On another occasion one of them flew straight on to gramps’ mouth, he says they are soft like a “powder puff” – I had to laugh. I have become a pro now though, if I walk around the patio and they decide to fly out, I stop and drop to the floor immediately, and wait for them to all fly overhead.

Gramps was once accused by a guest of having puppies that he was abusing, but actually it was our fruit bats making their high pitched squeeks and sqwuaks while trying to communicate with their pups. The more gramps tried to tell the lady this wasn’t the case, the more she would not believe him.

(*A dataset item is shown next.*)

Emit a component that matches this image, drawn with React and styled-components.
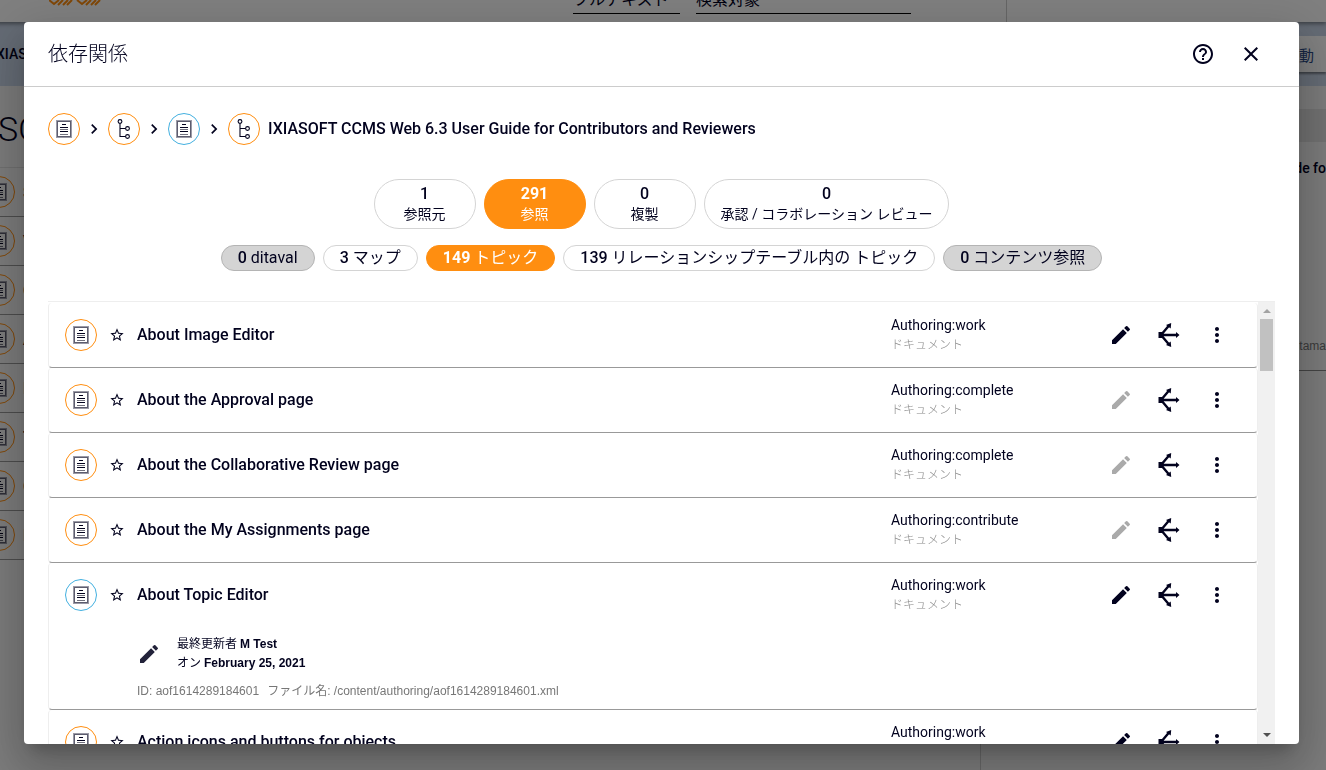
import styled, { createGlobalStyle } from 'styled-components';
import { MdHelpOutline, MdClose, MdEdit, MdMoreVert, MdStarBorder, MdChevronRight } from 'react-icons/md';

const GlobalStyle = createGlobalStyle`
  * {
    box-sizing: border-box;
  }
  body {
    margin: 0;
    overflow: hidden;
    background: #f5f5f5;
    color: #02021e;
    font-family: Roboto, "Noto Sans CJK JP", sans-serif;
    font-size: 16px;
  }
  button {
    font-family: inherit;
    color: inherit;
  }
`;

/* Page behind the dialog, scrolled a little to the side */
const Page = styled.div`
  margin-left: -33px;
  height: 100vh;
  display: flex;
  flex-direction: column;
  overflow: hidden;
`;

const TopBar = styled.header`
  flex: none;
  height: 22px;
  display: flex;
  align-items: flex-start;
  background: #fff;
  box-shadow: 0 2px 4px rgba(0, 0, 0, 0.4);
  z-index: 1;
`;

const Logo = styled.svg`
  display: block;
  margin-left: 82px;
`;

const SearchFields = styled.div`
  display: flex;
  gap: 16px;
  margin-left: auto;
  margin-right: 95px;
`;

const SearchField = styled.div`
  width: ${props => props.$wide ? '215px' : '107px'};
  height: 14px;
  display: flex;
  align-items: flex-end;
  justify-content: space-between;
  border-bottom: 1px solid #000;
  line-height: 26px;
  white-space: nowrap;
`;

const TopBarSide = styled.div`
  width: 320px;
  height: 22px;
  border-left: 1px solid #ccc;
`;

const ActionBar = styled.div`
  flex: none;
  height: 64px;
  display: flex;
  align-items: center;
  justify-content: space-between;
  padding-left: 29px;
  background: #c8d5e8;
  font-size: 14px;
  font-weight: 500;
`;

const MoveButton = styled.button`
  width: 58px;
  height: 36px;
  border: 0;
  background: #fff;
  color: #2a4a86;
  font-size: 15px;
  text-align: left;
  padding: 0 16px;
  white-space: nowrap;
  box-shadow: 0 2px 2px rgba(0, 0, 0, 0.4);
`;

const Columns = styled.div`
  flex: 1;
  display: flex;
`;

const MainColumn = styled.main`
  flex: 1;
  border-right: 1px solid #ccc;
`;

const PageTitle = styled.h1`
  margin: 0;
  height: 82px;
  padding-left: 31px;
  line-height: 86px;
  font-size: 34px;
  font-weight: 300;
  border-bottom: 1px solid #ddd;
`;

const PageRow = styled.div`
  height: 49px;
  display: flex;
  align-items: center;
  gap: 8px;
  padding-left: 16px;
  border-bottom: 1px solid #999;
  font-weight: 500;
`;

const SideColumn = styled.aside`
  width: 345px;
  padding-top: 23px;
`;

const SideCard = styled.section`
  height: 262px;
  border-bottom: 1px solid #888;
  text-align: right;
`;

const SideHeader = styled.div`
  height: 33px;
  background: #e0e0e0;
`;

const SideTitle = styled.div`
  margin-top: 16px;
  line-height: 20px;
  font-size: 14px;
  font-weight: 500;
`;

const SideNote = styled.div`
  margin-top: 158px;
  line-height: 20px;
  font-family: "Liberation Sans", sans-serif;
  font-size: 12px;
  color: #777;
`;

/* Dialog */
const Backdrop = styled.div`
  position: fixed;
  inset: 0;
  z-index: 10;
  display: flex;
  padding: 22px 27px 26px 24px;
  background: rgba(0, 0, 0, 0.5);
`;

const Dialog = styled.section`
  flex: 1;
  min-width: 0;
  display: flex;
  flex-direction: column;
  overflow: hidden;
  border-radius: 4px;
  background: #fff;
  box-shadow: 0 11px 15px -7px rgba(0, 0, 0, 0.2), 0 24px 38px 3px rgba(0, 0, 0, 0.14), 0 9px 46px 8px rgba(0, 0, 0, 0.12);
`;

const DialogHeader = styled.header`
  flex: none;
  height: 65px;
  display: flex;
  align-items: center;
  padding: 0 24px;
  border-bottom: 1px solid #ccc;
`;

const DialogTitle = styled.h2`
  flex: 1;
  margin: 0;
  padding-bottom: 4px;
  font-size: 20px;
  font-weight: 300;
`;

const IconButton = styled.button`
  width: 48px;
  height: 48px;
  display: flex;
  align-items: center;
  justify-content: center;
  padding: 0;
  border: 0;
  background: none;
  color: #02021e;
  cursor: pointer;
  &:disabled {
    color: #aaa;
    cursor: default;
  }
`;

const Breadcrumb = styled.nav`
  flex: none;
  display: flex;
  align-items: center;
  padding: 26px 24px 0;
`;

const Crumb = styled.a`
  display: flex;
  align-items: center;
  color: inherit;
`;

const Separator = styled(MdChevronRight)`
  width: 20px;
  height: 20px;
  margin: 0 4px;
`;

const CrumbTitle = styled.span`
  margin-left: 8px;
  padding-bottom: 2px;
  font-weight: 500;
`;

const Circle = styled.span`
  flex: none;
  width: 32px;
  height: 32px;
  display: flex;
  align-items: center;
  justify-content: center;
  border: 1px solid ${props => props.$blue ? '#43b0e0' : '#ff8e10'};
  border-radius: 50%;
`;

const Tabs = styled.div`
  flex: none;
  display: flex;
  justify-content: center;
  gap: 8px;
  margin-top: 34px;
`;

const Filters = styled(Tabs)`
  margin-top: 16px;
`;

const Pill = styled.button`
  border: 1px solid ${props => props.$active ? '#ff8e10' : '#d4d4d4'};
  background: ${props => props.$active ? '#ff8e10' : '#fff'};
  color: ${props => props.$active ? '#fff' : '#02021e'};
  padding: 0 16px;
  white-space: nowrap;
  cursor: pointer;
  b {
    font-size: 16px;
    font-weight: ${props => props.$active ? 700 : 500};
  }
`;

const Tab = styled(Pill)`
  min-width: 102px;
  height: 50px;
  display: flex;
  flex-direction: column;
  align-items: center;
  justify-content: center;
  border-radius: 25px;
  font-size: 14px;
  line-height: 20px;
`;

const Filter = styled(Pill)`
  height: 26px;
  border-radius: 13px;
  font-size: 16px;
  line-height: 24px;
  &:disabled {
    background: #d4d4d4;
    border-color: #b4b4b4;
    cursor: default;
  }
`;

const ListFrame = styled.div`
  flex: 1;
  min-height: 0;
  display: flex;
  margin: 30px 24px 0;
  border-top: 1px solid #eee;
`;

const List = styled.ul`
  flex: 1;
  min-width: 0;
  overflow: hidden;
  margin: 0;
  padding: 1px 0 0;
  list-style: none;
`;

const Row = styled.li`
  border: 1px solid #eee;
  border-top: 0;
  border-bottom-color: #999;
  border-radius: 4px;
`;

const RowMain = styled.div`
  height: 64px;
  display: flex;
  align-items: center;
  padding: 0 16px;
`;

const StarButton = styled(IconButton)`
  width: 40px;
  height: 40px;
`;

const RowTitle = styled.a`
  flex: 1;
  padding-bottom: 2px;
  color: inherit;
  font-weight: 500;
  text-decoration: none;
`;

const Status = styled.div`
  width: 206px;
  font-size: 14px;
  line-height: 20px;
`;

const Kind = styled.div`
  font-size: 12px;
  line-height: 20px;
  font-weight: 300;
  color: #888;
`;

const Details = styled.div`
  padding: 8px 16px 8px 88px;
  font-size: 12px;
`;

const Modified = styled.div`
  display: flex;
  align-items: center;
  gap: 16px;
  line-height: 19px;
  svg {
    color: #22223a;
  }
  b {
    font-family: "Liberation Sans", sans-serif;
  }
`;

const FileInfo = styled.div`
  display: flex;
  gap: 8px;
  margin-top: 8px;
  line-height: 20px;
  font-family: "Liberation Sans", "Noto Sans CJK JP", sans-serif;
  color: #777;
`;

const Scrollbar = styled.div`
  width: 17px;
  display: flex;
  flex-direction: column;
  align-items: center;
  background: #f1f1f1;
`;

const ScrollArrow = styled.svg`
  flex: none;
  display: block;
  width: 17px;
  height: 17px;
`;

const ScrollThumb = styled.div`
  width: 13px;
  height: 52px;
  margin-bottom: auto;
  background: #c1c1c1;
`;

const DocIcon = ({ blue }) => (
    <Circle $blue={blue}>
        <svg width="16" height="18" viewBox="0 0 16 18" fill="none">
            <rect x="0.5" y="0.5" width="15" height="17" stroke="#9a9aa6" />
            <rect x="1.5" y="1.5" width="13" height="15" stroke="#5c5c6e" />
            <path d="M6 4.500h4M4 7.500h8M4 11.500h8" stroke="#02021e" />
            <path d="M4 9.500h8M4 14.500h8" stroke="#72727f" />
        </svg>
    </Circle>
)

const MapIcon = () => (
    <Circle>
        <svg width="16" height="20" viewBox="0 0 16 20" fill="none" stroke="#02021e" strokeWidth="1.1">
            <circle cx="4" cy="2.5" r="1.9" />
            <circle cx="11.5" cy="9.5" r="1.9" />
            <circle cx="11.5" cy="17.5" r="1.9" />
            <path d="M4 4.500v13h5.500M4 9.500h5.500" />
        </svg>
    </Circle>
)

const BranchIcon = () => (
    <svg width="24" height="26" viewBox="0 0 24 26" fill="none" stroke="currentColor" strokeWidth="2.4">
        <path d="M3 13h17M4 13l8-9.500M4 13l8 9.500" />
        <path d="M1.500 10h4v6h-4zM19 10l3.500 3-3.500 3zM9 3l5.200-2-.5 5.500zM9 23l5.200 2-.5-5.500z" fill="currentColor" stroke="none" />
    </svg>
)

const crumbs = ['doc', 'map', 'docBlue', 'map'];

const tabs = [
    { count: 1, label: '参照元' },
    { count: 291, label: '参照', active: true },
    { count: 0, label: '複製' },
    { count: 0, label: '承認 / コラボレーション レビュー' },
];

const filters = [
    { count: 0, label: 'ditaval', disabled: true },
    { count: 3, label: 'マップ' },
    { count: 149, label: 'トピック', active: true },
    { count: 139, label: 'リレーションシップテーブル内の トピック' },
    { count: 0, label: 'コンテンツ参照', disabled: true },
];

const topics = [
    { title: 'About Image Editor', status: 'work' },
    { title: 'About the Approval page', status: 'complete' },
    { title: 'About the Collaborative Review page', status: 'complete' },
    { title: 'About the My Assignments page', status: 'contribute' },
    {
        title: 'About Topic Editor',
        status: 'work',
        blue: true,
        details: { user: 'M Test', date: 'February 25, 2021', id: 'aof1614289184601', file: '/content/authoring/aof1614289184601.xml' },
    },
    { title: 'Action icons and buttons for objects', status: 'work' },
];

const pageRows = ['S', 'V', 'C', 'A', 'I', 'T', 'C', 'I'];

const TopicRow = ({ topic }) => (
    <Row>
        <RowMain>
            <DocIcon blue={topic.blue} />
            <StarButton aria-label="お気に入り"><MdStarBorder size={16} /></StarButton>
            <RowTitle href="#">{topic.title}</RowTitle>
            <Status>
                Authoring:{topic.status}
                <Kind>ドキュメント</Kind>
            </Status>
            <IconButton aria-label="編集" disabled={topic.status !== 'work'}><MdEdit size={24} /></IconButton>
            <IconButton aria-label="依存関係"><BranchIcon /></IconButton>
            <IconButton aria-label="メニュー"><MdMoreVert size={24} /></IconButton>
        </RowMain>
        {topic.details && (
            <Details>
                <Modified>
                    <MdEdit size={24} />
                    <div>
                        <div>最終更新者 <b>{topic.details.user}</b></div>
                        <div>オン <b>{topic.details.date}</b></div>
                    </div>
                </Modified>
                <FileInfo>
                    <span>ID: {topic.details.id}</span>
                    <span>ファイル名: {topic.details.file}</span>
                </FileInfo>
            </Details>
        )}
    </Row>
)

const Background = () => (
    <Page aria-hidden="true">
        <TopBar>
            <Logo width="52" height="6" viewBox="0 0 52 6" fill="none" stroke="#ff8e10" strokeWidth="2">
                <path d="M0 0l5 4 5-4M9 5l5-5M14 5l5-5M18 5l5-5M28 0l5 4 5-4M37 5l5-5M42 5l5-5M46 5l5-5" />
            </Logo>
            <SearchFields>
                <SearchField>フルテキスト</SearchField>
                <SearchField $wide>検索対象</SearchField>
            </SearchFields>
            <TopBarSide />
        </TopBar>
        <ActionBar>
            <span>XIASOFT</span>
            <MoveButton tabIndex={-1}>移動</MoveButton>
        </ActionBar>
        <Columns>
            <MainColumn>
                <PageTitle>SOFT CCMS Web</PageTitle>
                {pageRows.map((title, i) => (
                    <PageRow key={i}><DocIcon />{title}</PageRow>
                ))}
            </MainColumn>
            <SideColumn>
                <SideCard>
                    <SideHeader />
                    <SideTitle>User Guide fo</SideTitle>
                    <SideNote>ditama</SideNote>
                </SideCard>
            </SideColumn>
        </Columns>
    </Page>
)

const App = () => {
    return (
        <>
            <GlobalStyle />
            <Background />
            <Backdrop>
                <Dialog role="dialog" aria-labelledby="dialog-title">
                    <DialogHeader>
                        <DialogTitle id="dialog-title">依存関係</DialogTitle>
                        <IconButton aria-label="ヘルプ"><MdHelpOutline size={24} /></IconButton>
                        <IconButton aria-label="閉じる"><MdClose size={24} /></IconButton>
                    </DialogHeader>
                    <Breadcrumb>
                        {crumbs.map((kind, i) => (
                            <Crumb href="#" key={i}>
                                {i > 0 && <Separator />}
                                {kind === 'map' ? <MapIcon /> : <DocIcon blue={kind === 'docBlue'} />}
                            </Crumb>
                        ))}
                        <CrumbTitle>IXIASOFT CCMS Web 6.3 User Guide for Contributors and Reviewers</CrumbTitle>
                    </Breadcrumb>
                    <Tabs>
                        {tabs.map(tab => (
                            <Tab key={tab.label} $active={tab.active}>
                                <b>{tab.count}</b>
                                <span>{tab.label}</span>
                            </Tab>
                        ))}
                    </Tabs>
                    <Filters>
                        {filters.map(filter => (
                            <Filter key={filter.label} $active={filter.active} disabled={filter.disabled}>
                                <b>{filter.count}</b> {filter.label}
                            </Filter>
                        ))}
                    </Filters>
                    <ListFrame>
                        <List>
                            {topics.map(topic => <TopicRow key={topic.title} topic={topic} />)}
                        </List>
                        <Scrollbar>
                            <ScrollArrow viewBox="0 0 17 17"><path d="M5 11h8l-4-4z" fill="#a3a3a3" /></ScrollArrow>
                            <ScrollThumb />
                            <ScrollArrow viewBox="0 0 17 17"><path d="M5 6h8l-4 4z" fill="#505050" /></ScrollArrow>
                        </Scrollbar>
                    </ListFrame>
                </Dialog>
            </Backdrop>
        </>
    )
}

export default App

Our house is attached to the reception; so that Toni can deal with all the late check in’s and requests that our guests may have in the evenings. Although we do have a small no entry sign just past the reception area, so we can have a certain amount of privacy, It seems that not many guests see it, and often park on the grass in front of our house, or take a stroll past our home. Often I also find them with their face pressed up against my glass sliding door staring at Tom, who usually sleeps next to the door in the sun. I understand that he is beautiful, so often I find them also taking photos of him. He may possibly be the most photographed cat in the Lowveld.

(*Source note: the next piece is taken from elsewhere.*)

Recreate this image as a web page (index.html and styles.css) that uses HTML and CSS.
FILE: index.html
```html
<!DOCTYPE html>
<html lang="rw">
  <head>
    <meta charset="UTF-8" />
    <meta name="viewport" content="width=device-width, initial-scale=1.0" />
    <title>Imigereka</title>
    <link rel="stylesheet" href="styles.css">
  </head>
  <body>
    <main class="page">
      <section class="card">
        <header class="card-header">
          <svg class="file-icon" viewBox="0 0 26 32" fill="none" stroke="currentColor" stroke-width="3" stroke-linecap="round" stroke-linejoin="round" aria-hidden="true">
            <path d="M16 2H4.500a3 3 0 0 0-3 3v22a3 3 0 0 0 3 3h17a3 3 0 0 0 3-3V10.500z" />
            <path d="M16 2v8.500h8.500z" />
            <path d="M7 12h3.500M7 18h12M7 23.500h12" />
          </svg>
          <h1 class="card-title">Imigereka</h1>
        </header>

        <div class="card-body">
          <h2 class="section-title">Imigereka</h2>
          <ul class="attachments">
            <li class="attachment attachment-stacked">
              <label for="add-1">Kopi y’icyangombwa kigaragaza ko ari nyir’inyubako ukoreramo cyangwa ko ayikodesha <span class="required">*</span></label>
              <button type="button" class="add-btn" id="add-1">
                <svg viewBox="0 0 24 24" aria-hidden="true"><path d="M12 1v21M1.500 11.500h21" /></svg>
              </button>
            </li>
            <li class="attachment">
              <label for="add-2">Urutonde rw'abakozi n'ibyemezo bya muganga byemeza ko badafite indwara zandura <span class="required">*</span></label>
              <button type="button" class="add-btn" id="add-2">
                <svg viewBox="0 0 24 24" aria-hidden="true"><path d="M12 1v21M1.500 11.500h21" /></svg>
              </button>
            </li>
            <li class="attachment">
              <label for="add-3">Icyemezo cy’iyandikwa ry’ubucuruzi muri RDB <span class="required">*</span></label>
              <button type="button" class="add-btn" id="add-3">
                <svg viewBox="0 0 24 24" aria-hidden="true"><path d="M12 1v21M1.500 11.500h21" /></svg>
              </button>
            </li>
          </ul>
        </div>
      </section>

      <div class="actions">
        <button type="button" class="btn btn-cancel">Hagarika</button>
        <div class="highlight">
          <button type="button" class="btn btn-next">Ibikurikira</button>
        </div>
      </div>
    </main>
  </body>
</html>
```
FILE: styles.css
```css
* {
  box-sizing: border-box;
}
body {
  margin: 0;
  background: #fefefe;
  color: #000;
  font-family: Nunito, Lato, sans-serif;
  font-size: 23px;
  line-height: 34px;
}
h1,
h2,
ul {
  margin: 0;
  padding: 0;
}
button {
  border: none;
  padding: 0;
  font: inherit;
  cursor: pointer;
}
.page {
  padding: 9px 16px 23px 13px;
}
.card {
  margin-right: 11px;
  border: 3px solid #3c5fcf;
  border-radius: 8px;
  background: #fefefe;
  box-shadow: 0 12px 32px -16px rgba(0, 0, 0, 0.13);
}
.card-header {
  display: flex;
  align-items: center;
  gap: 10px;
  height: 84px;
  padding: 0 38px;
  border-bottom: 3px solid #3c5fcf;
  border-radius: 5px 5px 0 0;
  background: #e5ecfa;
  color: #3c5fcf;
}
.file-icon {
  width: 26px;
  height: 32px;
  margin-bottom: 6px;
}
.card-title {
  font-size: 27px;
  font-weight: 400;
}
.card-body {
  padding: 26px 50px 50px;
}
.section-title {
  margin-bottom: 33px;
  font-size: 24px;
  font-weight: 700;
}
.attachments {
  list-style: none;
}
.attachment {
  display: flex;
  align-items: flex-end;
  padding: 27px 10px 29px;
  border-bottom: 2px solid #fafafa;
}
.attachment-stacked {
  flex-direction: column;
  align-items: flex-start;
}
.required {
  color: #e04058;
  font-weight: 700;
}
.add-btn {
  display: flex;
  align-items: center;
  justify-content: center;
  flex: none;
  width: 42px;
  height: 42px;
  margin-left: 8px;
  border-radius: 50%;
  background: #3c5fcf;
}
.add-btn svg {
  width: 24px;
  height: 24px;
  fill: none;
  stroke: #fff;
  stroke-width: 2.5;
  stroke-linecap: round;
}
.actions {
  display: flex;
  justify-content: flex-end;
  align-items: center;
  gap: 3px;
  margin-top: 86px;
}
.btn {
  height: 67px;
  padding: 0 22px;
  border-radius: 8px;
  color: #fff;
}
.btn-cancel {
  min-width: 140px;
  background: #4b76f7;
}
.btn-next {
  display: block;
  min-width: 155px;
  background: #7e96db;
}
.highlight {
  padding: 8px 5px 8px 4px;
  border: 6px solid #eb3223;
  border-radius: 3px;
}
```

One day, I wasn’t feeling too great, and was having a little lie down on my bed, when a guest and his child walked past the side of my house and on to my patio. Before I even had a chance to warn them about my bats, I opened the door and saw all of the bats dive-bombing these poor people. I couldn’t resist, and said, “Oh, so sorry are you ok? My badly behaved pets, what can I say” and shook my head. The look of horror on this mans face was priceless, as he took his child and headed back to the reception area with a dash of speed.

Elephant Walk Retreat may be our home, but it is also home to many little animals, and we love to be able to share it with them. We have learned to co exist with them; after all, they have as much of a right to be here as we do.